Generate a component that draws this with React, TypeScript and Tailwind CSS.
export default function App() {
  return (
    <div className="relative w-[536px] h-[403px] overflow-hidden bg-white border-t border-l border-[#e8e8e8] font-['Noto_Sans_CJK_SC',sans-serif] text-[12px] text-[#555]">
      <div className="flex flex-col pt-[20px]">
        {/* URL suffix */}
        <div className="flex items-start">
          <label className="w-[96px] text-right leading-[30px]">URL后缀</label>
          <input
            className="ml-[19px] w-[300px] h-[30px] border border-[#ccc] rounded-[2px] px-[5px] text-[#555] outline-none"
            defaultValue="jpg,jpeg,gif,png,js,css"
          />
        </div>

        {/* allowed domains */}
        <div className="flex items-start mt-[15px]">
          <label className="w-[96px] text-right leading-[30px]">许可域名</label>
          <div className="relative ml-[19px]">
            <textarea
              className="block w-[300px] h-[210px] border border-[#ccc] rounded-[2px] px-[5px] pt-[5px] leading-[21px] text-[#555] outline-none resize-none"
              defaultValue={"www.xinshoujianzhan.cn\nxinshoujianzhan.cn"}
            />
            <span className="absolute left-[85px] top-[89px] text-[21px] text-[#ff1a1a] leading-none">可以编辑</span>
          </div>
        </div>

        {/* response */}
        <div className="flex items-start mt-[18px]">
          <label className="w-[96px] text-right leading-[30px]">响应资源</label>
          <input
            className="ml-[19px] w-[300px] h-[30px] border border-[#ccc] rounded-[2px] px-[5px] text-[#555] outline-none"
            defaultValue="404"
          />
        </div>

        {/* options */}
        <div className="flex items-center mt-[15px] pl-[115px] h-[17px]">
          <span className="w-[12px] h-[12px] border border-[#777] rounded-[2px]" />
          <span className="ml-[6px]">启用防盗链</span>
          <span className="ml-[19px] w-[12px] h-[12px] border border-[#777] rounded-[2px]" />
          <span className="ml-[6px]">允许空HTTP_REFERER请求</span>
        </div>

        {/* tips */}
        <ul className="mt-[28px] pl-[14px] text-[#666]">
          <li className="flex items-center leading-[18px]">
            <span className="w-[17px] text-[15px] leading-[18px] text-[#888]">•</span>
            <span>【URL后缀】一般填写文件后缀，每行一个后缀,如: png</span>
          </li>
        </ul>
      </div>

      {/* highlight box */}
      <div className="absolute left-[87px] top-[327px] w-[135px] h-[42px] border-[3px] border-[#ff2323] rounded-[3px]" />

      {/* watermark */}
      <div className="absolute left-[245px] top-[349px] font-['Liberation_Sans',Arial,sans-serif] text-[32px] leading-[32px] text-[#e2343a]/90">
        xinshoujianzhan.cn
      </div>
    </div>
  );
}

———

STATED EXERCISE: Copy the data above in full, character for character.

ANSWER TO THE EXERCISE:
Generate a component that draws this with React, TypeScript and Tailwind CSS.
export default function App() {
  return (
    <div className="relative w-[536px] h-[403px] overflow-hidden bg-white border-t border-l border-[#e8e8e8] font-['Noto_Sans_CJK_SC',sans-serif] text-[12px] text-[#555]">
      <div className="flex flex-col pt-[20px]">
        {/* URL suffix */}
        <div className="flex items-start">
          <label className="w-[96px] text-right leading-[30px]">URL后缀</label>
          <input
            className="ml-[19px] w-[300px] h-[30px] border border-[#ccc] rounded-[2px] px-[5px] text-[#555] outline-none"
            defaultValue="jpg,jpeg,gif,png,js,css"
          />
        </div>

        {/* allowed domains */}
        <div className="flex items-start mt-[15px]">
          <label className="w-[96px] text-right leading-[30px]">许可域名</label>
          <div className="relative ml-[19px]">
            <textarea
              className="block w-[300px] h-[210px] border border-[#ccc] rounded-[2px] px-[5px] pt-[5px] leading-[21px] text-[#555] outline-none resize-none"
              defaultValue={"www.xinshoujianzhan.cn\nxinshoujianzhan.cn"}
            />
            <span className="absolute left-[85px] top-[89px] text-[21px] text-[#ff1a1a] leading-none">可以编辑</span>
          </div>
        </div>

        {/* response */}
        <div className="flex items-start mt-[18px]">
          <label className="w-[96px] text-right leading-[30px]">响应资源</label>
          <input
            className="ml-[19px] w-[300px] h-[30px] border border-[#ccc] rounded-[2px] px-[5px] text-[#555] outline-none"
            defaultValue="404"
          />
        </div>

        {/* options */}
        <div className="flex items-center mt-[15px] pl-[115px] h-[17px]">
          <span className="w-[12px] h-[12px] border border-[#777] rounded-[2px]" />
          <span className="ml-[6px]">启用防盗链</span>
          <span className="ml-[19px] w-[12px] h-[12px] border border-[#777] rounded-[2px]" />
          <span className="ml-[6px]">允许空HTTP_REFERER请求</span>
        </div>

        {/* tips */}
        <ul className="mt-[28px] pl-[14px] text-[#666]">
          <li className="flex items-center leading-[18px]">
            <span className="w-[17px] text-[15px] leading-[18px] text-[#888]">•</span>
            <span>【URL后缀】一般填写文件后缀，每行一个后缀,如: png</span>
          </li>
        </ul>
      </div>

      {/* highlight box */}
      <div className="absolute left-[87px] top-[327px] w-[135px] h-[42px] border-[3px] border-[#ff2323] rounded-[3px]" />

      {/* watermark */}
      <div className="absolute left-[245px] top-[349px] font-['Liberation_Sans',Arial,sans-serif] text-[32px] leading-[32px] text-[#e2343a]/90">
        xinshoujianzhan.cn
      </div>
    </div>
  );
}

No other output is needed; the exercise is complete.